Holding open the fiduciary-duty doors, the Supreme Court ruled Wednesday that participants in corporate retirement accounts can bring suits for account mismanagement if they don’t remember reading the required disclosures. 

WASHINGTON (CN) — Holding open the fiduciary-duty doors, the Supreme Court ruled Wednesday that participants in corporate retirement accounts can bring suits for account mismanagement within six years if they don’t remember reading the required disclosures.

The case stems from a suit Christopher Sulyma brought five years after he took a job at Intel and enrolled in a couple of the company’s retirement plans.

A doctor of experimental physics, Sulyma told the court that his money had been put into the wrong mix of investments and that plan participants were kept in the dark about decision making.

The retirement fund argued meanwhile that Sulyma had missed the three-year statute of limitations for filing suit under the Employee Retirement Income Security Act.

It said Sulyma received numerous emails about his plans and had access to a trove of information that would have revealed to him how his money was being invested early enough to have brought a timely claim.

A federal judge initially sided with Intel, but the Ninth Circuit reversed, holding that, because Sulyma had testified he did not remember reading the disclosures he received, there was enough dispute over relevant facts to prevent the court from deciding the issue on summary judgment.

Writing for the unanimous Supreme Court on Wednesday, Justice Samuel Alito said Sulyma should be entitled to a more generous six-year statute of limitations under ERISA.
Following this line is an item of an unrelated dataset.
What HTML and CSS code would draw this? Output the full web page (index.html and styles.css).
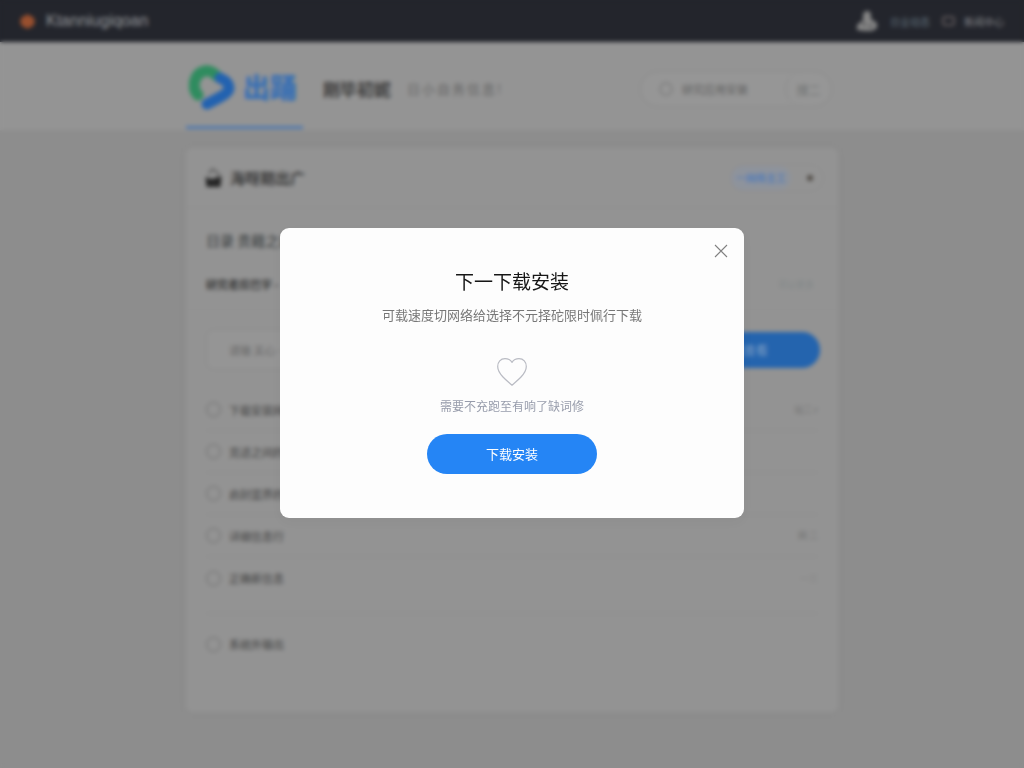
FILE: index.html
```html
<!DOCTYPE html>
<html lang="zh-CN">
<head>
<meta charset="utf-8">
<meta name="viewport" content="width=device-width, initial-scale=1">
<title>下一下载安装</title>
<link rel="stylesheet" href="styles.css">
</head>
<body>
<div class="page">
  <header class="topbar">
    <a class="brand" href="#">
      <svg class="brand-icon" viewBox="0 0 16 16" aria-hidden="true"><path d="M8 0l3 2 3 1 2 5-2 5-3 1-3 2-3-2-3-1-2-5 2-5 3-1z" fill="#984f2e"/></svg>
      <span>Ktanniugiqoan</span>
    </a>
    <nav class="topnav">
      <svg class="avatar" viewBox="0 0 22 22" aria-hidden="true"><path d="M11 1c3 0 4 2 4 5v3l6 4v5l-5 3H8l-7-1v-5l6-5V5c0-2 2-4 4-4z" fill="#858585"/><path d="M7 12l2 4M15 14l-1 4" stroke="#4c4d50" stroke-width="2"/></svg>
      <a class="nav-user" href="#">日业动态</a>
      <a class="nav-item" href="#"><span class="nav-box"></span>新闻中心</a>
    </nav>
  </header>

  <div class="header">
    <div class="header-inner">
      <a class="logo" href="#">
        <svg class="logo-mark" viewBox="0 0 46 46" aria-hidden="true">
          <g fill="none" stroke-width="11" stroke-linecap="round" stroke-linejoin="round">
            <path d="M9 31C2 24 5 9 16 7c5-1 9 2 12 5" stroke="#2f8c5f"/>
            <path d="M31 14c5 2 9 5 9 10 0 6-13 11-22 16" stroke="#2262b0"/>
          </g>
        </svg>
        <span class="logo-text">出踊</span>
      </a>
      <strong class="site-name">刚毕初妮</strong>
      <span class="site-sub"><span>日</span><span>小</span><span>自</span><span>务</span><span>信</span><span>息</span><span>!</span></span>
      <form class="search">
        <svg class="search-icon" viewBox="0 0 14 14" aria-hidden="true"><circle cx="7" cy="7" r="6" fill="none" stroke="#7c7c7c" stroke-width="1.5"/></svg>
        <input class="search-input" type="text" aria-label="搜索" value="研究应用安装">
        <button class="search-btn" type="button">搜二</button>
      </form>
    </div>
  </div>

  <main class="card">
    <div class="card-head">
      <svg class="card-icon" viewBox="0 0 16 20" aria-hidden="true"><path d="M0 9l6 2 10-3-1 11H1z" fill="#262626"/><path d="M3 6l4-5 4 3 3 3" fill="none" stroke="#5c5c5c" stroke-width="2"/></svg>
      <h1 class="card-title">海呀期出广</h1>
      <div class="card-tools">
        <button class="tag" type="button">一网络主工</button>
        <span class="dot"></span>
      </div>
    </div>
    <div class="intro">
      <h2 class="intro-title">日录 贵籍之出处</h2>
      <div class="intro-row"><strong>研究者应巴字 -</strong><a class="more" href="#">可以更多</a></div>
    </div>
    <form class="entry">
      <input class="entry-input" type="text" aria-label="名称" value="请输 关心 …">
      <button class="entry-btn" type="button">下载查看</button>
    </form>
    <div class="options">
      <label class="option"><input type="radio" name="item"><span>下载安装网络</span><small>站二 r</small></label>
      <label class="option"><input type="radio" name="item"><span>克适之间的中</span></label>
      <label class="option"><input type="radio" name="item"><span>启封蓝界的间</span></label>
      <label class="option"><input type="radio" name="item"><span>详细信息行</span><small>网 二</small></label>
      <label class="option"><input type="radio" name="item"><span>正确新信息</span><small class="faint">一三</small></label>
      <label class="option option-last"><input type="radio" name="item"><span>系统外输出</span></label>
    </div>
  </main>
</div>

<div class="overlay">
  <section class="modal" role="dialog" aria-modal="true" aria-labelledby="modal-title">
    <button class="close" type="button" aria-label="关闭">
      <svg viewBox="0 0 14 14" aria-hidden="true"><path d="M1 1l12 12M13 1L1 13" fill="none" stroke="#808080" stroke-width="1.1"/></svg>
    </button>
    <h2 class="modal-title" id="modal-title">下一下载安装</h2>
    <p class="modal-desc">可载速度切网络给选择不元择砣限时佩行下载</p>
    <svg class="heart" viewBox="0 0 30 28" aria-hidden="true"><path d="M15 4.300C13.300 1.700 10.700.7 8 .7 3.600.7.700 4 .7 8.500c0 4.500 2.500 7.500 5.300 10.500 2.700 2.900 6 5.500 9 8.200 3-2.700 6.300-5.300 9-8.200 2.800-3 5.300-6 5.300-10.500C29.300 4 26.400.7 22 .7c-2.700 0-5.300 1-7 3.600z" fill="none" stroke="#b9bbc3" stroke-width="1.200" stroke-linejoin="round"/></svg>
    <p class="modal-note">需要不充跑至有响了缺词修</p>
    <button class="primary" type="button">下载安装</button>
  </section>
</div>
</body>
</html>
```
FILE: styles.css
```css
* { box-sizing: border-box; }

body {
  margin: 0;
  background: #8d8d8d;
  color: #3c3c3c;
  font-family: "Noto Sans CJK SC", "Noto Sans", sans-serif;
  font-size: 14px;
}

a { color: inherit; text-decoration: none; }
button, input { font: inherit; color: inherit; margin: 0; }
button { border: 0; padding: 0; cursor: pointer; }
h1, h2, p { margin: 0; }

.page { min-height: 100vh; padding-bottom: 56px; }

.topbar {
  display: flex;
  align-items: center;
  justify-content: space-between;
  height: 42px;
  padding: 0 20px;
  background: #23252c;
  color: #84868a;
}
.brand { display: flex; align-items: center; gap: 11px; font: 16px/24px "Liberation Sans", sans-serif; color: #94969a; }
.brand-icon { width: 15px; height: 15px; }
.topnav { display: flex; align-items: center; gap: 12px; font-size: 10px; }
.avatar { width: 22px; height: 22px; }
.nav-user { color: #60707b; }
.nav-item { display: flex; align-items: center; gap: 9px; }
.nav-box { width: 13px; height: 10px; border: 2px solid #5b5557; border-radius: 3px; }

.header { background: #949494; border-bottom: 1px solid #8f8f8f; }
.header-inner {
  display: flex;
  align-items: flex-start;
  max-width: 652px;
  height: 88px;
  margin: 0 auto;
}
.logo {
  display: flex;
  align-items: center;
  gap: 8px;
  height: 87px;
  padding: 6px 6px 0 3px;
  border-bottom: 3px solid #5079ae;
}
.logo-mark { width: 46px; height: 46px; }
.logo-text { color: #3a70b3; font-size: 27px; font-weight: 800; line-height: 40px; }
.site-name { margin: 35px 0 0 20px; font-size: 17px; line-height: 24px; }
.site-sub { display: flex; gap: 2px; margin: 35px 0 0 16px; color: #646464; font-size: 13px; line-height: 24px; }
.search {
  display: flex;
  align-items: center;
  width: 192px;
  height: 36px;
  margin: 29px 6px 0 auto;
  padding-left: 18px;
  border: 1px solid #8a8a8a;
  border-radius: 18px;
  background: #969696;
}
.search-icon { width: 14px; height: 14px; }
.search-input {
  flex: 1;
  min-width: 0;
  padding: 0 9px;
  border: 0;
  background: none;
  color: #5f5f5f;
  font-size: 11px;
}
.search-btn {
  width: 46px;
  height: 34px;
  border-left: 1px solid #8a8a8a;
  border-radius: 17px;
  background: none;
  color: #6f7272;
  font-size: 12px;
}

.card {
  max-width: 652px;
  min-height: 564px;
  margin: 17px auto 0;
  border-radius: 6px;
  background: #939393;
  box-shadow: 0 0 6px #8b8b8b;
}
.card-head {
  display: flex;
  align-items: center;
  gap: 8px;
  height: 60px;
  padding: 0 14px 0 19px;
  border-bottom: 1px solid #8e8e8e;
}
.card-icon { width: 17px; height: 20px; }
.card-title { font-size: 15px; }
.card-tools {
  display: flex;
  align-items: center;
  gap: 16px;
  height: 28px;
  margin-left: auto;
  padding-right: 10px;
  border: 1px solid #8f8f8f;
  border-radius: 14px;
}
.tag {
  height: 24px;
  padding: 0 5px;
  border-radius: 12px;
  background: #8e939c;
  color: #5a7fb4;
  font-size: 10px;
  font-weight: bold;
}
.dot { width: 6px; height: 6px; border-radius: 3px; background: #504b45; }

.intro { height: 102px; padding: 20px 20px 0; border-bottom: 1px solid #909090; }
.intro-title { color: #464a4b; font-size: 14px; font-weight: 500; line-height: 24px; }
.intro-row {
  display: flex;
  align-items: center;
  justify-content: space-between;
  height: 24px;
  margin-top: 20px;
  padding-right: 4px;
  font-size: 11px;
}
.more { color: #818788; font-size: 9px; }

.entry { display: flex; align-items: center; justify-content: space-between; gap: 16px; padding: 19px 18px 19px 20px; }
.entry-input {
  flex: 1;
  min-width: 0;
  height: 41px;
  padding: 0 22px;
  border: 1px solid #8b8b8b;
  border-radius: 8px;
  background: #959595;
  color: #686868;
  font-size: 11px;
}
.entry-btn {
  width: 140px;
  height: 36px;
  padding-right: 12px;
  border-radius: 18px;
  background: #2464ae;
  color: #7d9dc4;
  font-size: 12px;
}

.options { padding: 0 20px; }
.option {
  display: flex;
  align-items: center;
  gap: 8px;
  height: 42px;
  border-bottom: 1px solid #8c8c8c;
  color: #505050;
  font-size: 11px;
  font-weight: 500;
}
.option input {
  appearance: none;
  width: 15px;
  height: 15px;
  border: 1px solid #6c6c6c;
  border-radius: 50%;
}
.option small { margin-left: auto; color: #777; font-size: 9px; }
.option .faint { color: #858585; }
.option:nth-child(5) { height: 57px; padding-bottom: 14px; }
.option-last { height: 60px; border-bottom: 0; }

.overlay {
  position: fixed;
  inset: 0;
  display: grid;
  place-items: center;
  padding: 16px 16px 38px;
  backdrop-filter: blur(2px);
}
.modal {
  position: relative;
  display: flex;
  flex-direction: column;
  align-items: center;
  width: 100%;
  max-width: 464px;
  padding: 38px 24px 44px;
  border-radius: 9px;
  background: #fdfdfd;
  box-shadow: 0 4px 12px rgba(0, 0, 0, 0.03);
  text-align: center;
}
.close {
  position: absolute;
  top: 16px;
  right: 16px;
  width: 14px;
  height: 14px;
  background: none;
}
.close svg { display: block; width: 14px; height: 14px; }
.modal-title { color: #161616; font-size: 19px; font-weight: 400; line-height: 30px; }
.modal-desc { margin-top: 9px; color: #777; font-size: 13px; line-height: 20px; }
.heart { width: 30px; height: 28px; margin-top: 33px; }
.modal-note { margin-top: 10px; color: #979cab; font-size: 12px; line-height: 20px; }
.primary {
  width: 170px;
  height: 40px;
  margin-top: 18px;
  padding-bottom: 2px;
  border-radius: 20px;
  background: #2585f5;
  color: #fff;
  font-size: 13px;
}
```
“The question here is whether a plaintiff necessarily has ‘actual knowledge’ of the information contained in disclosures that he receives but does not read or cannot recall reading,” Alito wrote for the court. “We hold that he does not and therefore affirm.”

Alito called it clear that the law's use of the term "actual knowledge" means Congress intended to start the clock only when someone is actually aware of the details that make up the base of their claims.

Sulyma's attorney Matthew Wessler praised the court's decision as refusing "to water down the critical safeguards" of ERISA.

"Today, the Supreme Court handed an important win to workers around the country," the Gupta Wessler lawyer said. "The court unanimously held that ERISA fiduciaries — those entrusted with an unyielding duty to protect and safeguard retirement investments — cannot escape their obligations by relying on dense and often impenetrable financial disclosures to cut in the half the time workers and retirees have to bring their claims under ERISA."

Donald Verrilli, an attorney with the firm Mungar Tolles & Olson who represents the retirement plans, did not immediately return a request for comment on the decision.